*Stated exercise*. Tally the lines that hold the string "full", and reply with the count alone.

*Material*.

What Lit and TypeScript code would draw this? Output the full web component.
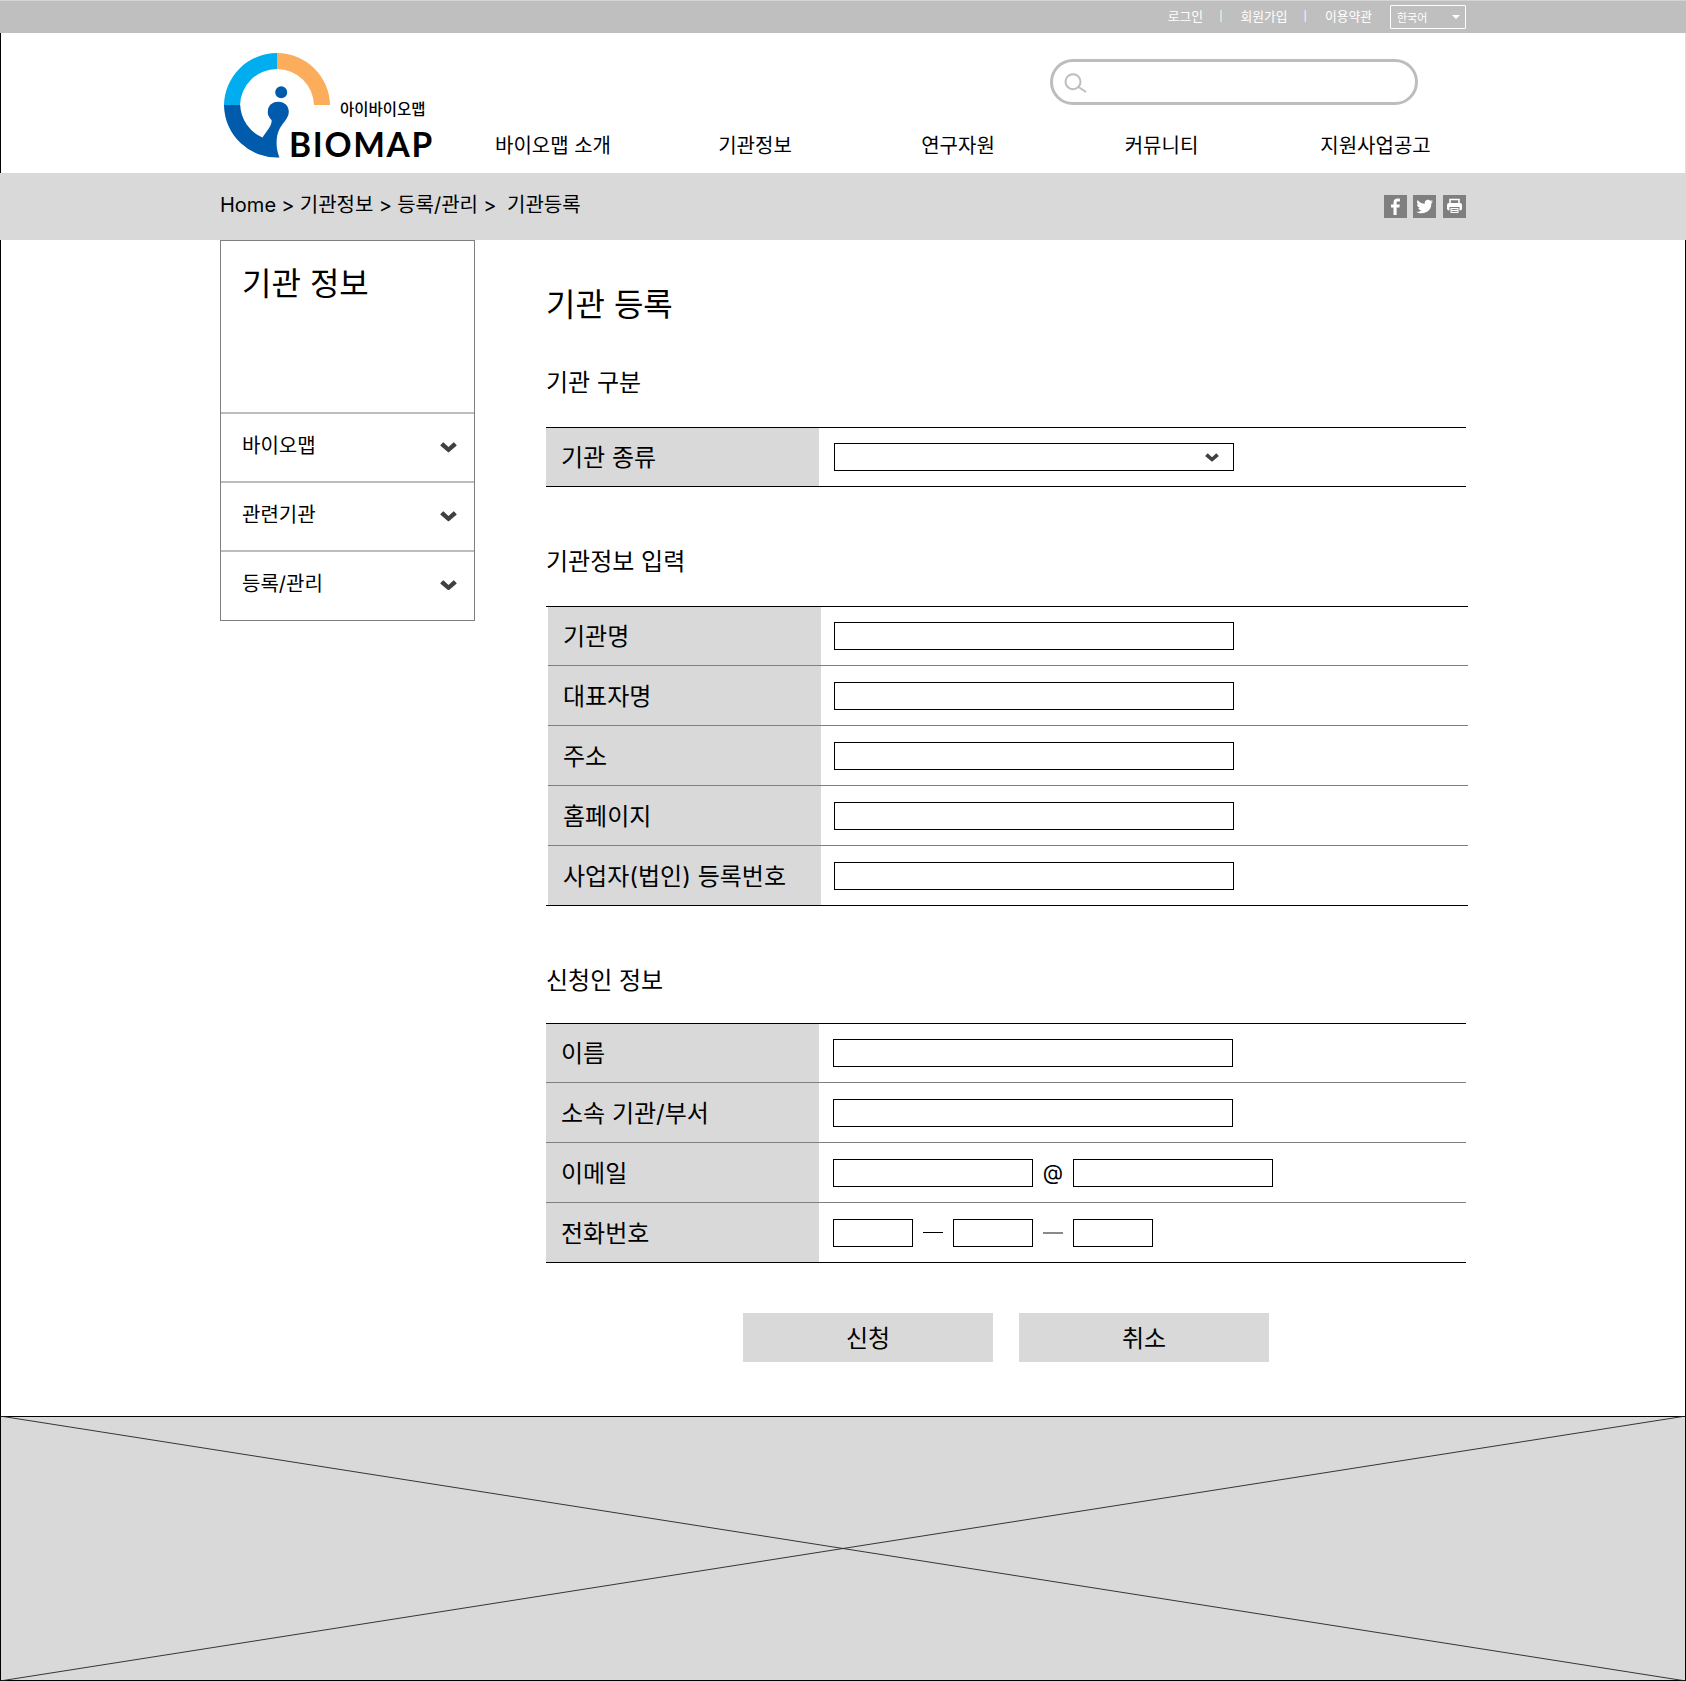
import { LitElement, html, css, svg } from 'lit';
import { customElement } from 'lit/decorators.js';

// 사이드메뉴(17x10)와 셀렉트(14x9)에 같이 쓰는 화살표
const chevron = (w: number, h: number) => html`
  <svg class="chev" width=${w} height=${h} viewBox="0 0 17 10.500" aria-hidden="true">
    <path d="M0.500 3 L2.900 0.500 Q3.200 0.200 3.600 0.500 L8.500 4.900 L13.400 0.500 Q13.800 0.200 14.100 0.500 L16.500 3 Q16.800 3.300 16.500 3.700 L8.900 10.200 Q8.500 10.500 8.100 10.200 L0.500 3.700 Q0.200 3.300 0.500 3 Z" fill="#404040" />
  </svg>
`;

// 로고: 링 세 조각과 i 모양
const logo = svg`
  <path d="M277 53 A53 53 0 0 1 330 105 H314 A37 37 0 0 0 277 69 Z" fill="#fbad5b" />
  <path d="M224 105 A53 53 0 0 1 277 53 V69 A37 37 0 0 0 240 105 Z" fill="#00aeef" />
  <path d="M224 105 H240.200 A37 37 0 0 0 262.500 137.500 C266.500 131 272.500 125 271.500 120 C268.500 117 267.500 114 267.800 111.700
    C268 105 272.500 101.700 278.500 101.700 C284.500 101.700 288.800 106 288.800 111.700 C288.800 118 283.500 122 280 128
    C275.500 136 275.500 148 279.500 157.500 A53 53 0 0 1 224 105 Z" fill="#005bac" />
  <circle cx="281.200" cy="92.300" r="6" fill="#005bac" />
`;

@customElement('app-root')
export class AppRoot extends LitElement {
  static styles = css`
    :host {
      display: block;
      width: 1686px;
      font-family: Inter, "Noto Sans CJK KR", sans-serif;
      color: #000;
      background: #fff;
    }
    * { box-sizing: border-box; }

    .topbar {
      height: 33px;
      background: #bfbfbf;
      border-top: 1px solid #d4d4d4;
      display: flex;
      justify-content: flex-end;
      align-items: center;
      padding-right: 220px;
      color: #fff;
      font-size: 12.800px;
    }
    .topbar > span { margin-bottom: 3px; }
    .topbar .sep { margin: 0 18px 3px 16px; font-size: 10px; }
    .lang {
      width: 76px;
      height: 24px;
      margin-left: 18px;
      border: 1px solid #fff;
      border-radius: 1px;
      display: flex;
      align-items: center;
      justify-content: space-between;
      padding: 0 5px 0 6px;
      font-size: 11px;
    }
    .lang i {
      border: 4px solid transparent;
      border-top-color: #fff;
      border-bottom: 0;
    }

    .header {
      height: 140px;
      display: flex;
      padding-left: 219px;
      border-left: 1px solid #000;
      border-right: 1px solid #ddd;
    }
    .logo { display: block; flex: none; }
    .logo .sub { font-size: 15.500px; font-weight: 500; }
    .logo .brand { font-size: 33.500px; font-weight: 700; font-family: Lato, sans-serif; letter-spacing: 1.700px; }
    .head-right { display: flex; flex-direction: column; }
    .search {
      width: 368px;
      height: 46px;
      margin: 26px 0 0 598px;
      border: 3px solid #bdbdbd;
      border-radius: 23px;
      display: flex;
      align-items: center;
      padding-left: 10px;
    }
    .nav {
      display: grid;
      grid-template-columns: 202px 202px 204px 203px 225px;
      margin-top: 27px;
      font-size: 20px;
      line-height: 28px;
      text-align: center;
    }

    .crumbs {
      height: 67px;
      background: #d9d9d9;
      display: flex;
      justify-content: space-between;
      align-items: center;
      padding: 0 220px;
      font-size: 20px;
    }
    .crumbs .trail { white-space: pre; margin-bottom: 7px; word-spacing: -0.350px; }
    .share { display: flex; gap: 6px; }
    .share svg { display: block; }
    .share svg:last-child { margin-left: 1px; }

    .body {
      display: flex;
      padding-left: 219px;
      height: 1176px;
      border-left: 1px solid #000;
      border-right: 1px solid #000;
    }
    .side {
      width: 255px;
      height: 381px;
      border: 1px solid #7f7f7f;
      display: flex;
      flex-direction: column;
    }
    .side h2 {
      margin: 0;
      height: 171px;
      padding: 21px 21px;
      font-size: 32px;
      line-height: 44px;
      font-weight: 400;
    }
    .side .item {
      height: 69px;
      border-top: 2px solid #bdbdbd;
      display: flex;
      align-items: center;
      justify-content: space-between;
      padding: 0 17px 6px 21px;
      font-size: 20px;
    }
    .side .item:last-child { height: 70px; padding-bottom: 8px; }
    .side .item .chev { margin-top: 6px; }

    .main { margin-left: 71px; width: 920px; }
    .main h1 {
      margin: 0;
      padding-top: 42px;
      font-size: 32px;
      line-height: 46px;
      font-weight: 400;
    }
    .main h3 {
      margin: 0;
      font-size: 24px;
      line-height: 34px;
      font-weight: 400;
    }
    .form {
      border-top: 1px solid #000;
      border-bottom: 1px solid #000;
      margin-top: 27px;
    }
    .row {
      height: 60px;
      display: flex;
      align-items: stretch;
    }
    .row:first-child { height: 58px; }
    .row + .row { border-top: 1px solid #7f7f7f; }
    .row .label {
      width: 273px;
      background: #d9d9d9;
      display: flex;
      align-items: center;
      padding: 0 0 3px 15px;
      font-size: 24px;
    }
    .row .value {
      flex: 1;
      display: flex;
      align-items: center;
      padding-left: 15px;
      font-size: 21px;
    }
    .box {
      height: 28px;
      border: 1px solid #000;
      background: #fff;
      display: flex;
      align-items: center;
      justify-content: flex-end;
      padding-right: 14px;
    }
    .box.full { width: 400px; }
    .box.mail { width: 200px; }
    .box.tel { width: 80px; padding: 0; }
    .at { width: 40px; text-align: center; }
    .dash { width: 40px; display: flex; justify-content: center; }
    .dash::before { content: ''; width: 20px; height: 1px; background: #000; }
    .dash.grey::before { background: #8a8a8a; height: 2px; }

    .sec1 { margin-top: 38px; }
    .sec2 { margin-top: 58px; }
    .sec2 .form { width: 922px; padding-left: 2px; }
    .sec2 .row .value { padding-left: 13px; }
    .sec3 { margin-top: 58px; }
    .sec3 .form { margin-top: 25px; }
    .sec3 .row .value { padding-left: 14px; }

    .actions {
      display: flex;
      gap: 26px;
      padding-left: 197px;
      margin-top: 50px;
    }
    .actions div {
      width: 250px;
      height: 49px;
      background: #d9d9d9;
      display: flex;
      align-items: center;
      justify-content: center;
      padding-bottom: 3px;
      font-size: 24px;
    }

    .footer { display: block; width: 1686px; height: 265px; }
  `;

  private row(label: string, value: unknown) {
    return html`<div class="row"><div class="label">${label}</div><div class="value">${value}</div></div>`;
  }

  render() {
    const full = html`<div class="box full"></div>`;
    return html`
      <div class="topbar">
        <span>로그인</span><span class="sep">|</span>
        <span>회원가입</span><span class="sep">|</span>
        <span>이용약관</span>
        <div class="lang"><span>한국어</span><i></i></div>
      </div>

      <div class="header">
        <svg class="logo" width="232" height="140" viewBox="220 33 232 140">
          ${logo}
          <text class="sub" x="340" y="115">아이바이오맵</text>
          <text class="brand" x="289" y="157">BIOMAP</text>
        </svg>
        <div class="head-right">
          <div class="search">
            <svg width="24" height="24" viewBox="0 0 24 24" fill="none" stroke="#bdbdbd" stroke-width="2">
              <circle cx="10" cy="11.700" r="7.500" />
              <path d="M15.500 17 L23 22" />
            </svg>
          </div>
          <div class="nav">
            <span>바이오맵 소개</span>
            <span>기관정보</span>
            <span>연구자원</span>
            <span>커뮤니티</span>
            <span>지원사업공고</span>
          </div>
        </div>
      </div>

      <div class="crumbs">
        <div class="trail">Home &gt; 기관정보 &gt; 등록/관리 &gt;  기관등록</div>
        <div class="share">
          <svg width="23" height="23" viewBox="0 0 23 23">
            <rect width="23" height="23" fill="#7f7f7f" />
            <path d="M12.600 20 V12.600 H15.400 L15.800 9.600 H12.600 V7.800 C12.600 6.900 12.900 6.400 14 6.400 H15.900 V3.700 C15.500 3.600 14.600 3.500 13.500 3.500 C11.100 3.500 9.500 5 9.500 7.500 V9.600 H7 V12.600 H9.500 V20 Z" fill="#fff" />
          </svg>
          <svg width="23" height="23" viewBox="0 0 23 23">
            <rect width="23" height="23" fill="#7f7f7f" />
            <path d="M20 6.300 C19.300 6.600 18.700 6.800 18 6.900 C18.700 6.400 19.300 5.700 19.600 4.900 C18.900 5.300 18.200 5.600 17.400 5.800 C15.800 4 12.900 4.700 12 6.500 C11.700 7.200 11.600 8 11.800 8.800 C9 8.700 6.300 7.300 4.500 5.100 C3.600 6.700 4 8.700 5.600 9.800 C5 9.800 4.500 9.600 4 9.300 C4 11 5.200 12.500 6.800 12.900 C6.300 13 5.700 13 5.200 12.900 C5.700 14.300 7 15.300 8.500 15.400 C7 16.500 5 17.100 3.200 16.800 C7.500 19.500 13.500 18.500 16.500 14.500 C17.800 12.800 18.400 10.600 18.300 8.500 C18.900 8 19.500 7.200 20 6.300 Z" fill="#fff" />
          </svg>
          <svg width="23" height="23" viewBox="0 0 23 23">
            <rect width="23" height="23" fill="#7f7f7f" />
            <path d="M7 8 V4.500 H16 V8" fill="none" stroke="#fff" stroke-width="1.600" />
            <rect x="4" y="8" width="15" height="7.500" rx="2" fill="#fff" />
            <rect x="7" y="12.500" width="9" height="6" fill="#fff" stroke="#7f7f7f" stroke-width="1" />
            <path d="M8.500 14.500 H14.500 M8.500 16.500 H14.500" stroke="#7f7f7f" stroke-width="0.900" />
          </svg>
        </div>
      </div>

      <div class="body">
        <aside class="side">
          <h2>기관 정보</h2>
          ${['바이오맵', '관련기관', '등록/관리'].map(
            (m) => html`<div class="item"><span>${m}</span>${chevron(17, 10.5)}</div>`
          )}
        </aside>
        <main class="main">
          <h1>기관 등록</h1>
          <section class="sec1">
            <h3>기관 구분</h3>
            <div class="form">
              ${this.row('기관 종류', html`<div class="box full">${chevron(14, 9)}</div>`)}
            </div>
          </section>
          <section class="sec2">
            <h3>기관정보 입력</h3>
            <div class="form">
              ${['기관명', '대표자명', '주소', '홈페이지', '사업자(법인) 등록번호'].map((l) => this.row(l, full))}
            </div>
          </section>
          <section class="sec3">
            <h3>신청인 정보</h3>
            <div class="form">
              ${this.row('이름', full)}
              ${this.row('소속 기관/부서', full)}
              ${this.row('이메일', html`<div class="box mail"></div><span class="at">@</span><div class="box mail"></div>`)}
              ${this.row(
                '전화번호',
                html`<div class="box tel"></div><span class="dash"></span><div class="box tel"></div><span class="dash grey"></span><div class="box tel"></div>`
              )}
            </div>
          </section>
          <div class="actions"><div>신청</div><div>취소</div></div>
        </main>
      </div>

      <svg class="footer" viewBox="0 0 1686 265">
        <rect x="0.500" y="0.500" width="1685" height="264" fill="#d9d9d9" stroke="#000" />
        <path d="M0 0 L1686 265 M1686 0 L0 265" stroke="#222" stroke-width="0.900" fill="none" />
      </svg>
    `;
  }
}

*Exercise solution*. 7